Photos: E.J. Carr
Restaurateur Johnny Ballen (above) has always had a passion for pork. His interest in whimsical, kitschy porcine statuettes, however, is new—and accidental.
Famous for his vintage attire and unrelenting obsession with hunting for antique and vintage treasures to refurbish, Ballen was in the planning stages for Old Hampden’s pig-themed restaurant Cochino Taco—cochino is Spanish for pig—when he discovered a cast-iron pig sporting a saucy grin at an estate sale. “It really spoke to me, and so I had my graphics guy make my logo out of it,” he says.
He hung the original in the eatery when it opened in 2016, and then family and friends started showing up with their little piggy discoveries. Eventually his customers took notice, bringing in their own handcrafted porkers. Soon enough, Ballen found others to add too.
It is now hard to imagine Cochino Taco without the pig figurines of all kinds covering the shelf behind the bar, holding court on the patio and bookending the exterior sides of the restaurant in the form of murals. Ballen also has more at home, waiting for their places of honor in the second location of Cochino Taco, which recently opened on South Broadway.

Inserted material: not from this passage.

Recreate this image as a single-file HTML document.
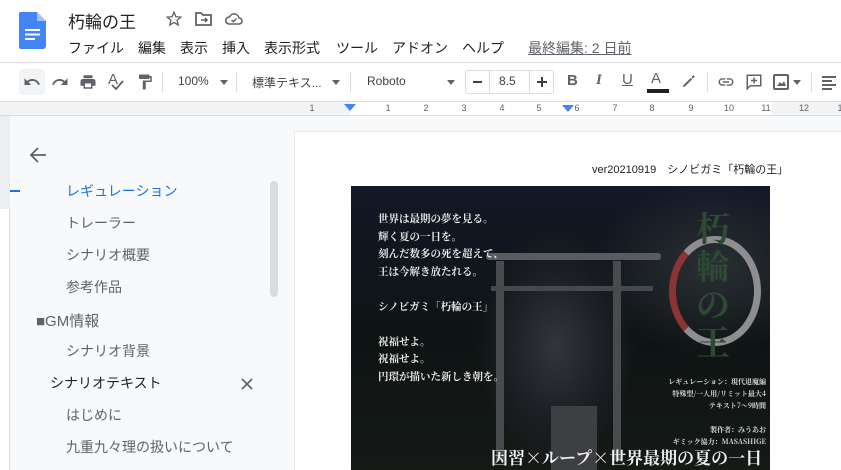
<!DOCTYPE html>
<html><head><meta charset="utf-8"><style>
*{margin:0;padding:0;box-sizing:border-box}
body{width:841px;height:470px;overflow:hidden;background:#f8f9fa;font-family:"Liberation Sans","Noto Sans CJK JP",sans-serif;position:relative;color:#202124}
.a{position:absolute;white-space:nowrap}
.ic{position:absolute}
.m{position:absolute;top:38px;font-size:14px;color:#202124}
.r{position:absolute;top:102px;font-size:9px;line-height:13px;color:#5f6368;transform:translateX(-50%)}
</style></head><body>
<div class="a" style="left:0;top:0;width:841px;height:62px;background:#fff"></div>
<svg class="ic" style="left:19px;top:12px" width="27" height="37" viewBox="0 0 27 37"><path d="M2 0h16l9 9v25a3 3 0 0 1-3 3H2a2 2 0 0 1-2-2V2a2 2 0 0 1 2-2z" fill="#4285f4"/><path d="M18 0v9h9z" fill="#a1c2fa"/><rect x="6" y="17" width="15" height="2" fill="#fff"/><rect x="6" y="21.5" width="15" height="2" fill="#fff"/><rect x="6" y="26" width="10" height="2" fill="#fff"/></svg>
<div class="a" style="left:68px;top:8px;font-size:17px;color:#202124">朽輪の王</div>
<svg class="ic" style="left:165px;top:10px" width="18" height="18" viewBox="0 0 24 24"><path d="M12 3l2.6 6 6.4.5-4.9 4.2 1.5 6.3L12 16.6 6.4 20l1.5-6.3L3 9.5 9.4 9z" fill="none" stroke="#5f6368" stroke-width="1.8"/></svg>
<svg class="ic" style="left:195px;top:11px" width="18" height="16" viewBox="0 0 18 16"><path d="M1 2h5l2 2h8v10H1z" fill="none" stroke="#5f6368" stroke-width="1.8"/><path d="M6 9h6M10 7l2 2-2 2" fill="none" stroke="#5f6368" stroke-width="1.6"/></svg>
<svg class="ic" style="left:225px;top:12px" width="18" height="14" viewBox="0 0 18 14"><path d="M4 12h10a3 3 0 0 0 0-6 5 5 0 0 0-9.5-1A3.5 3.5 0 0 0 4 12z" fill="none" stroke="#5f6368" stroke-width="1.6"/><path d="M6.5 8l2 1.8 3-3.3" fill="none" stroke="#5f6368" stroke-width="1.4"/></svg>
<div class="m" style="left:68px">ファイル</div>
<div class="m" style="left:138px">編集</div>
<div class="m" style="left:180px">表示</div>
<div class="m" style="left:222px">挿入</div>
<div class="m" style="left:264px">表示形式</div>
<div class="m" style="left:336px">ツール</div>
<div class="m" style="left:392px">アドオン</div>
<div class="m" style="left:462px">ヘルプ</div>
<div class="a" style="left:528px;top:38px;font-size:14px;color:#5f6368;text-decoration:underline">最終編集: 2 日前</div>
<div class="a" style="left:0;top:62px;width:841px;height:1px;background:#dadce0"></div>
<div class="a" style="left:0;top:63px;width:841px;height:38px;background:#fff"></div>
<div class="a" style="left:19px;top:69px;width:26px;height:26px;background:#f1f3f4;border-radius:3px"></div>
<svg class="ic" style="left:23px;top:73px" width="18" height="18" viewBox="0 0 24 24"><path d="M12.5 8c-2.6 0-5 1-6.9 2.6L2 7v9h9l-3.6-3.6c1.4-1.2 3.2-1.9 5.1-1.9 3.5 0 6.5 2.3 7.6 5.5l2.4-.8C21 11 17 8 12.5 8z" fill="#5f6368"/></svg>
<svg class="ic" style="left:51px;top:73px" width="18" height="18" viewBox="0 0 24 24"><path d="M11.5 8c2.6 0 5 1 6.9 2.6L22 7v9h-9l3.6-3.6c-1.4-1.2-3.2-1.9-5.1-1.9-3.5 0-6.5 2.3-7.6 5.5L1.5 15.2C3 11 7 8 11.5 8z" fill="#5f6368"/></svg>
<svg class="ic" style="left:79px;top:73px" width="18" height="18" viewBox="0 0 24 24"><path d="M19 8H5c-1.7 0-3 1.3-3 3v6h4v4h12v-4h4v-6c0-1.7-1.3-3-3-3zm-3 11H8v-5h8v5zM18 3H6v4h12z" fill="#5f6368"/></svg>
<div class="a" style="left:108px;top:71px;font-size:15px;color:#5f6368">A</div>
<svg class="ic" style="left:110px;top:80px" width="14" height="12" viewBox="0 0 14 12"><path d="M2 5l4 4 7-8" fill="none" stroke="#5f6368" stroke-width="1.8"/></svg>
<svg class="ic" style="left:136px;top:73px" width="18" height="18" viewBox="0 0 24 24"><path d="M18 4V3c0-.6-.4-1-1-1H5c-.6 0-1 .4-1 1v4c0 .6.4 1 1 1h12c.6 0 1-.4 1-1V6h1v4H9v11c0 .6.4 1 1 1h2c.6 0 1-.4 1-1v-9h8V4h-3z" fill="#5f6368"/></svg>
<div class="a" style="left:162px;top:72px;width:1px;height:20px;background:#dadce0"></div>
<div class="a" style="left:178px;top:74px;font-size:12px;color:#3c4043">100%</div>
<div class="a" style="left:220px;top:80px;border:4px solid transparent;border-top:5px solid #5f6368"></div>
<div class="a" style="left:236px;top:72px;width:1px;height:20px;background:#dadce0"></div>
<div class="a" style="left:252px;top:74px;font-size:12px;color:#3c4043">標準テキス...</div>
<div class="a" style="left:332px;top:80px;border:4px solid transparent;border-top:5px solid #5f6368"></div>
<div class="a" style="left:350px;top:72px;width:1px;height:20px;background:#dadce0"></div>
<div class="a" style="left:367px;top:74px;font-size:12px;color:#3c4043">Roboto</div>
<div class="a" style="left:447px;top:80px;border:4px solid transparent;border-top:5px solid #5f6368"></div>
<div class="a" style="left:465px;top:70px;width:89px;height:24px;border:1px solid #dadce0;border-radius:3px"></div>
<div class="a" style="left:489px;top:70px;width:1px;height:24px;background:#dadce0"></div>
<div class="a" style="left:529px;top:70px;width:1px;height:24px;background:#dadce0"></div>
<div class="a" style="left:473px;top:81px;width:9px;height:2px;background:#3c4043"></div>
<div class="a" style="left:499px;top:74px;font-size:12px;color:#3c4043">8.5</div>
<div class="a" style="left:537px;top:81px;width:10px;height:2px;background:#3c4043"></div>
<div class="a" style="left:541px;top:77px;width:2px;height:10px;background:#3c4043"></div>
<div class="a" style="left:567px;top:72px;font-size:15px;font-weight:bold;color:#5f6368">B</div>
<div class="a" style="left:596px;top:72px;font-size:15px;font-style:italic;font-family:'Liberation Serif',serif;font-weight:bold;color:#5f6368">I</div>
<div class="a" style="left:622px;top:71px;font-size:15px;color:#5f6368;text-decoration:underline">U</div>
<div class="a" style="left:651px;top:70px;font-size:15px;color:#5f6368">A</div>
<div class="a" style="left:647px;top:89px;width:22px;height:4px;background:#202124"></div>
<svg class="ic" style="left:680px;top:73px" width="17" height="17" viewBox="0 0 24 24"><path d="M4 20l3-1 10-10-2-2L5 17zM16 6l2 2 3-3-2-2z" fill="#5f6368"/></svg>
<div class="a" style="left:707px;top:72px;width:1px;height:20px;background:#dadce0"></div>
<svg class="ic" style="left:716px;top:73px" width="20" height="18" viewBox="0 0 24 24"><path d="M3.9 12c0-1.7 1.4-3.1 3.1-3.1h4V7H7a5 5 0 0 0 0 10h4v-1.9H7c-1.7 0-3.1-1.4-3.1-3.1zM8 13h8v-2H8zm9-6h-4v1.9h4c1.7 0 3.1 1.4 3.1 3.1s-1.4 3.1-3.1 3.1h-4V17h4a5 5 0 0 0 0-10z" fill="#5f6368"/></svg>
<svg class="ic" style="left:745px;top:73px" width="18" height="18" viewBox="0 0 24 24"><path d="M3 3h18v14H7l-4 4z" fill="none" stroke="#5f6368" stroke-width="2"/><path d="M12 6v8M8 10h8" stroke="#5f6368" stroke-width="2"/></svg>
<svg class="ic" style="left:773px;top:74px" width="16" height="16" viewBox="0 0 16 16"><rect x="1" y="1" width="14" height="14" rx="1" fill="none" stroke="#5f6368" stroke-width="2"/><path d="M4 12l3-4 2 2 2-3 2 5z" fill="#5f6368"/></svg>
<div class="a" style="left:793px;top:80px;border:4px solid transparent;border-top:5px solid #5f6368"></div>
<div class="a" style="left:811px;top:72px;width:1px;height:20px;background:#dadce0"></div>
<div class="a" style="left:822px;top:76px;width:14px;height:2px;background:#5f6368"></div>
<div class="a" style="left:822px;top:80px;width:10px;height:2px;background:#5f6368"></div>
<div class="a" style="left:822px;top:84px;width:14px;height:2px;background:#5f6368"></div>
<div class="a" style="left:822px;top:88px;width:10px;height:2px;background:#5f6368"></div>
<div class="a" style="left:0;top:101px;width:841px;height:1px;background:#dadce0"></div>
<div class="a" style="left:0;top:102px;width:841px;height:14px;background:#f1f3f4"></div>
<div class="a" style="left:350px;top:102px;width:422px;height:14px;background:#fff"></div>
<div class="a" style="left:0;top:115px;width:841px;height:1px;background:#dadce0"></div>
<div class="r" style="left:312px">1</div>
<div class="r" style="left:388px">1</div>
<div class="r" style="left:426px">2</div>
<div class="r" style="left:464px">3</div>
<div class="r" style="left:502px">4</div>
<div class="r" style="left:539px">5</div>
<div class="r" style="left:577px">6</div>
<div class="r" style="left:615px">7</div>
<div class="r" style="left:652px">8</div>
<div class="r" style="left:691px">9</div>
<div class="r" style="left:729px">10</div>
<div class="r" style="left:766px">11</div>
<div class="r" style="left:804px">12</div>
<div class="r" style="left:840px">1</div>
<div class="a" style="left:344px;top:104px;border:6px solid transparent;border-top:7px solid #4285f4"></div>
<div class="a" style="left:556px;top:105px;border:6px solid transparent;border-top:7px solid #4285f4;transform:translateX(6px)"></div>
<div class="a" style="left:0;top:116px;width:10px;height:354px;background:#fff;border-right:1px solid #dadce0"></div>
<div class="a" style="left:0;top:116px;width:10px;height:93px;background:#eceef0"></div>
<svg class="ic" style="left:29px;top:146px" width="18" height="18" viewBox="0 0 18 18"><path d="M17 9H2M9 2L2 9l7 7" fill="none" stroke="#5f6368" stroke-width="1.8"/></svg>
<div class="a" style="left:10px;top:190px;width:10px;height:1.5px;background:#1a73e8"></div>
<div class="a" style="left:66px;top:181px;font-size:14px;color:#1a73e8">レギュレーション</div>
<div class="a" style="left:66px;top:213px;font-size:14px;color:#5f6368">トレーラー</div>
<div class="a" style="left:66px;top:245px;font-size:14px;color:#5f6368">シナリオ概要</div>
<div class="a" style="left:66px;top:277px;font-size:14px;color:#5f6368">参考作品</div>
<div class="a" style="left:36px;top:310px;font-size:15px;color:#5f6368">■GM情報</div>
<div class="a" style="left:66px;top:341px;font-size:14px;color:#5f6368">シナリオ背景</div>
<div class="a" style="left:50px;top:373px;font-size:14px;color:#202124">シナリオテキスト</div>
<svg class="ic" style="left:241px;top:378px" width="12" height="12" viewBox="0 0 12 12"><path d="M1 1l10 10M11 1L1 11" stroke="#5f6368" stroke-width="1.7"/></svg>
<div class="a" style="left:66px;top:405px;font-size:14px;color:#5f6368">はじめに</div>
<div class="a" style="left:66px;top:437px;font-size:14px;color:#5f6368">九重九々理の扱いについて</div>
<div class="a" style="left:270px;top:181px;width:8px;height:116px;background:#dadce0;border-radius:4px"></div>
<div class="a" style="left:294px;top:131px;width:547px;height:339px;background:#fff;border-left:1px solid #e8eaed;border-top:1px solid #e8eaed"></div>
<div class="a" style="left:592px;top:161px;font-size:11px;color:#202124">ver20210919　シノビガミ「朽輪の王」</div>
<div class="a" style="left:351px;top:186px;width:419px;height:284px;background:radial-gradient(ellipse 80px 120px at 205px 160px,#33353b 0%,#1c1f24 60%,transparent 100%),radial-gradient(ellipse 120px 90px at 360px 80px,#2a2f33,transparent),linear-gradient(180deg,#121826 0%,#0e1413 55%,#151a17 100%);overflow:hidden">
<div class="a" style="left:145px;top:75px;width:8px;height:200px;background:#4a4b4f"></div>
<div class="a" style="left:262px;top:75px;width:8px;height:200px;background:#4a4b4f"></div>
<div class="a" style="left:135px;top:67px;width:175px;height:7px;background:#5a5b5f;border-radius:3px"></div>
<div class="a" style="left:140px;top:100px;width:162px;height:5px;background:#47484c"></div>
<div class="a" style="left:200px;top:220px;width:46px;height:64px;background:#3e3f42"></div>
<div class="a" style="left:27px;top:24px;font-family:'Noto Serif CJK SC',serif;font-weight:bold;font-size:10.5px;line-height:17.5px;color:#e8e8e8;white-space:pre">世界は最期の夢を見る。
輝く夏の一日を。
刻んだ数多の死を超えて、
王は今解き放たれる。

シノビガミ「朽輪の王」

祝福せよ。
祝福せよ。
円環が描いた新しき朝を。</div>
<div class="a" style="left:318px;top:50px;width:92px;height:110px;border:7px solid #8e8d90;border-radius:50%;border-left-color:#8a3434"></div>
<div class="a" style="left:345px;top:22px;font-family:'Noto Serif CJK SC',serif;font-weight:bold;font-size:34px;line-height:38px;color:#2e4a33;white-space:pre">朽
輪
の
王</div>
<div class="a" style="right:4px;top:190px;text-align:right;font-family:'Noto Serif CJK SC',serif;font-weight:bold;font-size:7px;line-height:12px;color:#ddd;white-space:pre">レギュレーション：現代退魔編
特殊型/一人用/リミット最大4
テキスト7～9時間

製作者：みうあお
ギミック協力：MASASHIGE</div>
<div class="a" style="left:140px;top:258px;font-family:'Noto Serif CJK SC',serif;font-weight:bold;font-size:17px;color:#f0f0f0">因習×ループ×世界最期の夏の一日</div>
</div>
</body></html>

Some of the pigs are porcelain, some are wooden and some are made out of pottery; there are even a couple made out of old gas cans. And they come from around the world, with quite a few hailing from Mexico.
Ballen, a metro-area native who is also known locally as Johnny Beans, a moniker he took on when he ran The Squeaky Bean (now closed), confesses to falling in love with most of the pigs. But his current favorite is a set of pig saltand-pepper shakers enjoying some, well, sexy time.
“I also love these two female pigs, one of which I got at an antiques place on Broadway, and the other I found at an estate sale,” he says. “They’re old-school 1950s pigs. They’re super cool.”
Any pig is welcome to join the collection—which Ballen estimates numbers “more than fifty and still less than a hundred”—but he’s starting to appreciate the simpler ones because they’re easier to clean. (Sometimes keeping the figures up to health code par can take more time than Ballen would like.)
Customers, friends and family have continued giving him pigs for the new location. Mostly, though, people swing by Cochino Taco to experience the pig in taco form—namely, carnitas, pork belly, pork shoulder and fried pig ears.
“I buy out all of the cast-iron pigs I can find on eBay,” Ballen says, who shops only for the types in that material now. “I don’t know their history, but I paint them cool colors. It makes me smile knowing that they’ll be part of people’s dining experience.” You might call that going whole hog.